The cultural traditions, values, norms, and language of the husband's home country are dominant in the families of every one of my respondents. Their children, even if they were born in Tajikistan, do not speak Tajik. Integrating into a new culture, the women adopt its everyday practices, shedding most of their own cultural difference. For example, my respondents accept various forms of serial monogamy and relationships between partners with considerable age difference, even though these are considered unacceptable in traditional Tajik culture.

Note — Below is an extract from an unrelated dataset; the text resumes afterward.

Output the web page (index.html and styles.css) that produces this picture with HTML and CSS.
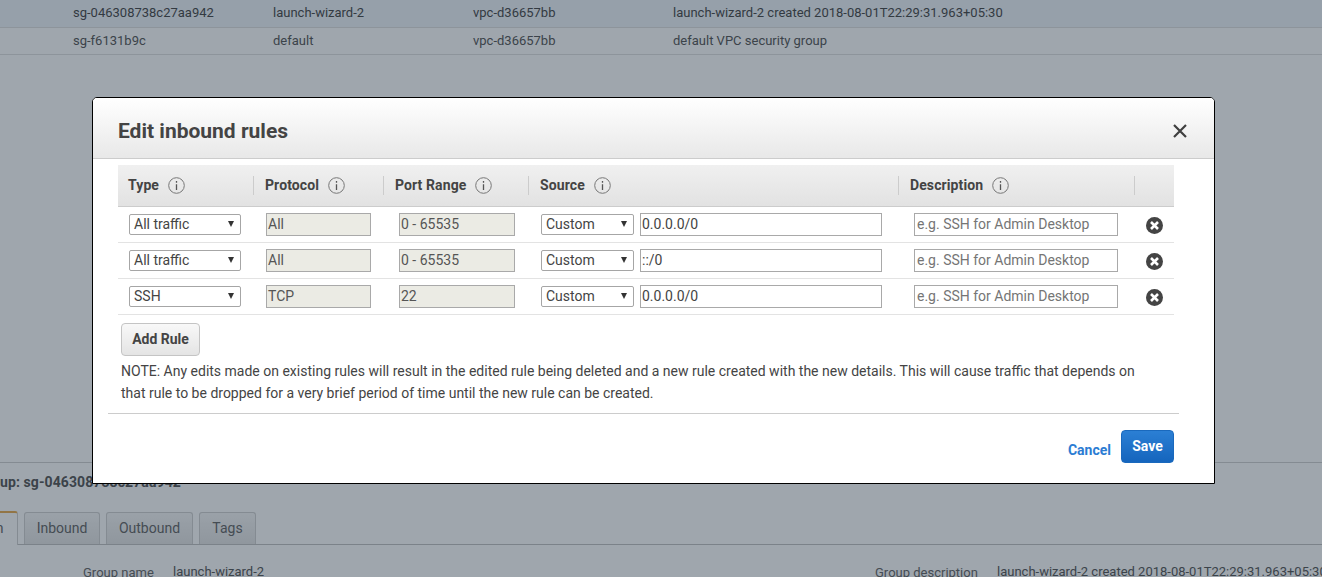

Nevertheless, full assimilation does not take place since these women are typically isolated in their host countries, both because locals tend to ignore the foreign wives of their co-nationals, and because while ostensibly adopting the modern values of autonomy and individualism, the Tajik women remain anchored in the patriarchal way of thinking that continues to dominate Tajik society. This is evidenced by their expectations from marriage with foreign men: they expect constant care and protection, and in exchange consider it the mother's exclusive role to care, and sacrifice herself, for her children, contrary to the European model of equality within the family.
Thus, among these ostensibly educated and Russified women, the adoption of modernized practices outpaces changes in world view and acceptance of the values and ideas of gender equality. Yet as the patriarchal system is crumbling, leaving them without the traditional paternalistic protection of husbands, families, and communities, these women are prepared to use the norms of European culture as a resource.